**Data to process:**
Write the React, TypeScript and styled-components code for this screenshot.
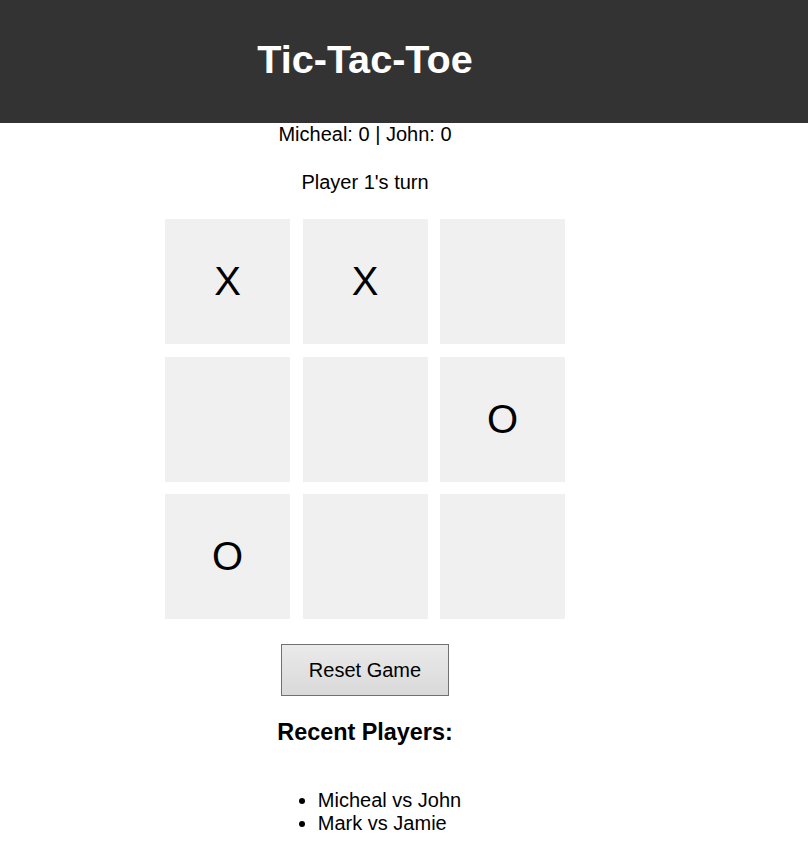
import React from "react";
import styled, { createGlobalStyle } from "styled-components";

const GlobalStyle = createGlobalStyle`
  html, body {
    margin: 0;
    padding: 0;
    background: #ffffff;
  }
  body {
    font-family: "Liberation Sans", Arial, sans-serif;
    color: #000000;
  }
`;

const Header = styled.header`
  background: #333333;
  height: 123px;
  display: flex;
  align-items: center;
`;

const Title = styled.h1`
  width: 730px;
  margin: 0;
  padding-bottom: 4px;
  text-align: center;
  color: #ffffff;
  font-size: 39.6px;
  font-weight: bold;
`;

const Main = styled.main`
  width: 730px;
  display: flex;
  flex-direction: column;
  align-items: center;
  text-align: center;
  font-size: 20px;
`;

const Score = styled.p`
  margin: 0 0 25px;
  line-height: 23px;
`;

const Turn = styled.p`
  margin: 0;
  line-height: 23px;
`;

const Board = styled.div`
  display: grid;
  grid-template-columns: repeat(3, 125px);
  grid-auto-rows: 125px;
  gap: 12.5px;
  margin: 25px 0;
`;

const Cell = styled.div`
  background: #f0f0f0;
  display: flex;
  align-items: center;
  justify-content: center;
  font-size: 40px;
  color: #000000;
`;

const ResetButton = styled.button`
  font-family: "Liberation Sans", Arial, sans-serif;
  font-size: 20px;
  line-height: 23px;
  color: #000000;
  padding: 13.5px 26.5px;
  border: 1px solid #707070;
  border-radius: 0;
  background: linear-gradient(#eaeaea, #d9d9d9);
  cursor: pointer;
`;

const RecentTitle = styled.h3`
  margin: 23px 0 23.4px;
  font-size: 23.4px;
  font-weight: bold;
`;

const RecentList = styled.ul`
  margin: 20px 0 0 9px;
  padding: 0 0 0 40px;
  text-align: left;
  line-height: 23px;
`;

const board = ["X", "X", "", "", "", "O", "O", "", ""];

export default function App() {
  return (
    <>
      <GlobalStyle />
      <Header>
        <Title>Tic-Tac-Toe</Title>
      </Header>
      <Main>
        <Score>Micheal: 0 | John: 0</Score>
        <Turn>Player 1's turn</Turn>
        <Board>
          {board.map((v, i) => (
            <Cell key={i}>{v}</Cell>
          ))}
        </Board>
        <ResetButton>Reset Game</ResetButton>
        <RecentTitle>Recent Players:</RecentTitle>
        <RecentList>
          <li>Micheal vs John</li>
          <li>Mark vs Jamie</li>
        </RecentList>
      </Main>
    </>
  );
}
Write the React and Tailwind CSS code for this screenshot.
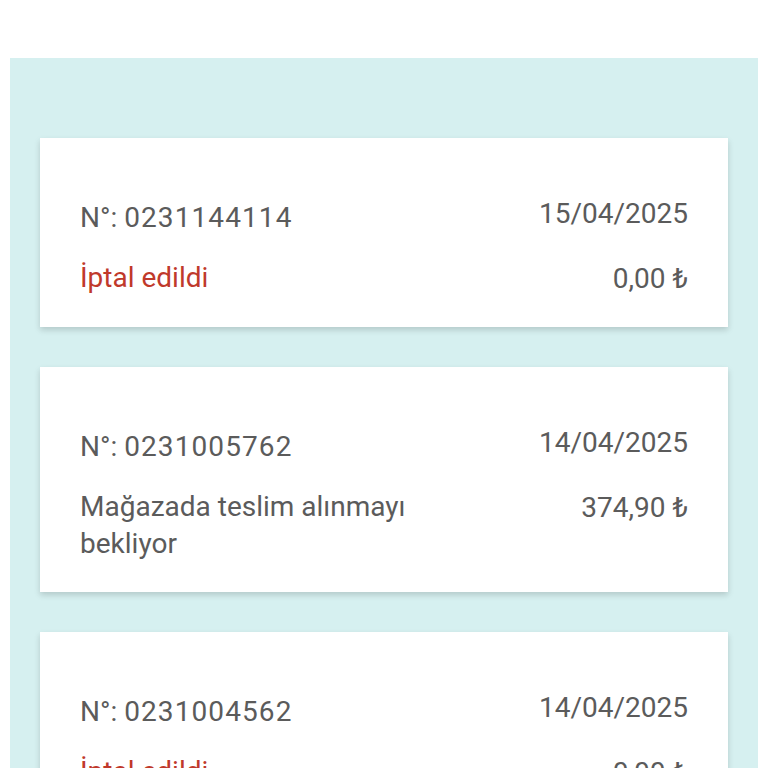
import React from 'react';

const orders = [
  { no: '0231144114', date: '15/04/2025', status: 'İptal edildi', cancelled: true, amount: '0,00 ₺' },
  { no: '0231005762', date: '14/04/2025', status: 'Mağazada teslim alınmayı bekliyor', cancelled: false, amount: '374,90 ₺' },
  { no: '0231004562', date: '14/04/2025', status: 'İptal edildi', cancelled: true, amount: '0,00 ₺' },
];

const OrderCard = ({ order }) => (
  <div className="bg-white px-[40px] pt-[61px] pb-[30px] shadow-[0_3px_6px_rgba(0,0,0,0.16)]">
    <div className="flex justify-between items-start">
      <span>
        N°: <span className="tracking-[1.1px]">{order.no}</span>
      </span>
      <span className="-mt-[4px]">{order.date}</span>
    </div>
    <div className="flex justify-between items-start mt-[23px]">
      <span className={`max-w-[60%] ${order.cancelled ? 'text-[#c0392b]' : ''}`}>{order.status}</span>
      <span className="mt-[1px] whitespace-nowrap">{order.amount}</span>
    </div>
  </div>
);

export default function App() {
  return (
    <div
      className="min-h-screen bg-white pt-[58px] px-[10px] text-[#5b5b5b] text-[28px] leading-[37px]"
      style={{ fontFamily: 'Roboto, "Noto Sans", sans-serif' }}
    >
      <div className="bg-[#d6f0f0] min-h-[710px] px-[30px] pt-[80px] pb-[40px] flex flex-col gap-[40px]">
        {orders.map((o) => (
          <OrderCard key={o.no} order={o} />
        ))}
      </div>
    </div>
  );
}
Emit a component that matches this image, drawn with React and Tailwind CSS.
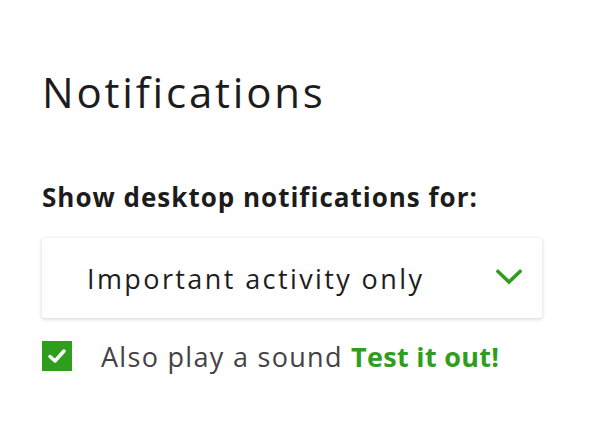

**Work to be completed:** Will you restate every entry word for word and omit the images?

**Task response:**
Write the React, TypeScript and styled-components code for this screenshot.
import React from "react";
import styled, { createGlobalStyle } from "styled-components";

const GlobalStyle = createGlobalStyle`
  html, body {
    margin: 0;
    padding: 0;
    background: #ffffff;
  }
  body {
    font-family: "Liberation Sans", Arial, sans-serif;
    color: #000000;
  }
`;

const Header = styled.header`
  background: #333333;
  height: 123px;
  display: flex;
  align-items: center;
`;

const Title = styled.h1`
  width: 730px;
  margin: 0;
  padding-bottom: 4px;
  text-align: center;
  color: #ffffff;
  font-size: 39.6px;
  font-weight: bold;
`;

const Main = styled.main`
  width: 730px;
  display: flex;
  flex-direction: column;
  align-items: center;
  text-align: center;
  font-size: 20px;
`;

const Score = styled.p`
  margin: 0 0 25px;
  line-height: 23px;
`;

const Turn = styled.p`
  margin: 0;
  line-height: 23px;
`;

const Board = styled.div`
  display: grid;
  grid-template-columns: repeat(3, 125px);
  grid-auto-rows: 125px;
  gap: 12.5px;
  margin: 25px 0;
`;

const Cell = styled.div`
  background: #f0f0f0;
  display: flex;
  align-items: center;
  justify-content: center;
  font-size: 40px;
  color: #000000;
`;

const ResetButton = styled.button`
  font-family: "Liberation Sans", Arial, sans-serif;
  font-size: 20px;
  line-height: 23px;
  color: #000000;
  padding: 13.5px 26.5px;
  border: 1px solid #707070;
  border-radius: 0;
  background: linear-gradient(#eaeaea, #d9d9d9);
  cursor: pointer;
`;

const RecentTitle = styled.h3`
  margin: 23px 0 23.4px;
  font-size: 23.4px;
  font-weight: bold;
`;

const RecentList = styled.ul`
  margin: 20px 0 0 9px;
  padding: 0 0 0 40px;
  text-align: left;
  line-height: 23px;
`;

const board = ["X", "X", "", "", "", "O", "O", "", ""];

export default function App() {
  return (
    <>
      <GlobalStyle />
      <Header>
        <Title>Tic-Tac-Toe</Title>
      </Header>
      <Main>
        <Score>Micheal: 0 | John: 0</Score>
        <Turn>Player 1's turn</Turn>
        <Board>
          {board.map((v, i) => (
            <Cell key={i}>{v}</Cell>
          ))}
        </Board>
        <ResetButton>Reset Game</ResetButton>
        <RecentTitle>Recent Players:</RecentTitle>
        <RecentList>
          <li>Micheal vs John</li>
          <li>Mark vs Jamie</li>
        </RecentList>
      </Main>
    </>
  );
}
Write the React and Tailwind CSS code for this screenshot.
import React from 'react';

const orders = [
  { no: '0231144114', date: '15/04/2025', status: 'İptal edildi', cancelled: true, amount: '0,00 ₺' },
  { no: '0231005762', date: '14/04/2025', status: 'Mağazada teslim alınmayı bekliyor', cancelled: false, amount: '374,90 ₺' },
  { no: '0231004562', date: '14/04/2025', status: 'İptal edildi', cancelled: true, amount: '0,00 ₺' },
];

const OrderCard = ({ order }) => (
  <div className="bg-white px-[40px] pt-[61px] pb-[30px] shadow-[0_3px_6px_rgba(0,0,0,0.16)]">
    <div className="flex justify-between items-start">
      <span>
        N°: <span className="tracking-[1.1px]">{order.no}</span>
      </span>
      <span className="-mt-[4px]">{order.date}</span>
    </div>
    <div className="flex justify-between items-start mt-[23px]">
      <span className={`max-w-[60%] ${order.cancelled ? 'text-[#c0392b]' : ''}`}>{order.status}</span>
      <span className="mt-[1px] whitespace-nowrap">{order.amount}</span>
    </div>
  </div>
);

export default function App() {
  return (
    <div
      className="min-h-screen bg-white pt-[58px] px-[10px] text-[#5b5b5b] text-[28px] leading-[37px]"
      style={{ fontFamily: 'Roboto, "Noto Sans", sans-serif' }}
    >
      <div className="bg-[#d6f0f0] min-h-[710px] px-[30px] pt-[80px] pb-[40px] flex flex-col gap-[40px]">
        {orders.map((o) => (
          <OrderCard key={o.no} order={o} />
        ))}
      </div>
    </div>
  );
}
Emit a component that matches this image, drawn with React and Tailwind CSS.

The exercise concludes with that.